Durch die Filmkunstkinosäle unserer Republik tourt seit ein paar Wochen der Dokumentarfilm Beijing Bubbles. Die Filmemacher Susanne Messmer und George Lindt lassen uns an ihren Erkundungen der alternativen Musikszene Beijings teilhaben.
„Als wir Anfang 2004 noch wenig über Punk und Rock in Peking wussten und mit unseren Recherchen begannen, da hätten wir nie geglaubt, dass man mit nur wenigen Wochen Drehzeit so weit kommen kann.“
Der Film ist offensichtlich auch Auftakt für Fly Fast Records, ein Musiklabel, dass sich ab April 2007 Punk und Rock aus Asien widmen will.

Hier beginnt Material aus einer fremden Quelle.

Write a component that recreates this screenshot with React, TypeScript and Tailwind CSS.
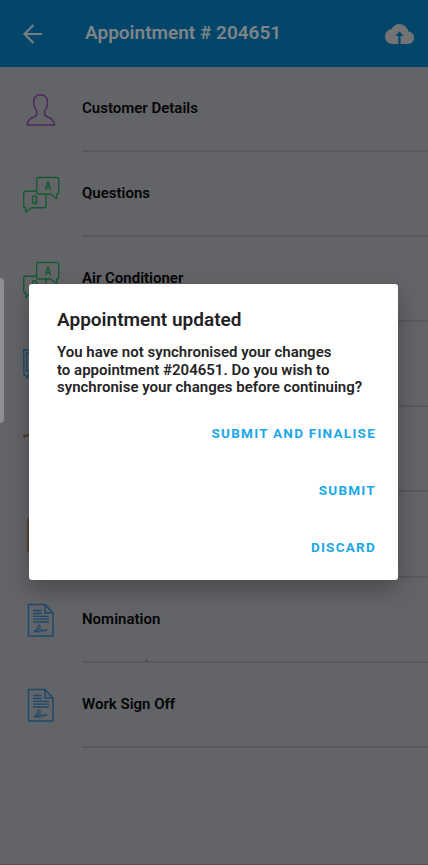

Hier ist nicht nur der Soundtrack des Films, sondern sind auch CDs der auftretenden Bands erhältlich (www.fly-fast-records.com). Aber zurück zum Film: Messmer und Lindt begleiten fünf Bands durch die Stadt. Sie lassen sich treiben, vom Lebensrhythmus der Musiker, der Atmosphäre einer Stadt abseits von Touristenattraktionen und spiegelglänzenden Hochhausfassaden. Sie folgen den Musikern nach Hause oder zu deren Eltern, zu Proben und in Restaurants. Dabei fangen sie Statements einer orientierungslosen Musikergeneration ein. Einer Generation, die, wie es ein Miglied der Neuen Hosen (Xin kuzi) formuliert, nicht erwachsen werden will. Gleich am Anfang des Films sinniert Bian Yuan, Sänger der Band Joyside über die Menschen, und dass diese seltsam seien, aber die meisten seltsamen Menschen gebe es wohl in China. Dann kichert er und dieses naive, unbeholfene Kichern durchschneidet immer wieder den Film und hat sich in meiner Erinnerung festgesetzt. Übrigens ist der zweite Teil der Überschrift ebenfalls ein Eins A-Bian Yuan-Zitat.
Die Hintergründe der vorgestellten Bands sind sehr verschieden: so ist Shazi (Sand) von Blues-und Folkmusik beeinflusst, Joyside und die Mädchenband Hang on the Box fühlen sich dem Punk verschrieben, T9 und Yiliqi, Sänger der Band, experimentiert mit traditioneller mongolischer Musik und Obertongesang, bei Xin Kuzi (Die neuen Hosen) reichen die Einflüsse von den Ramones bis zu Kraftwerk.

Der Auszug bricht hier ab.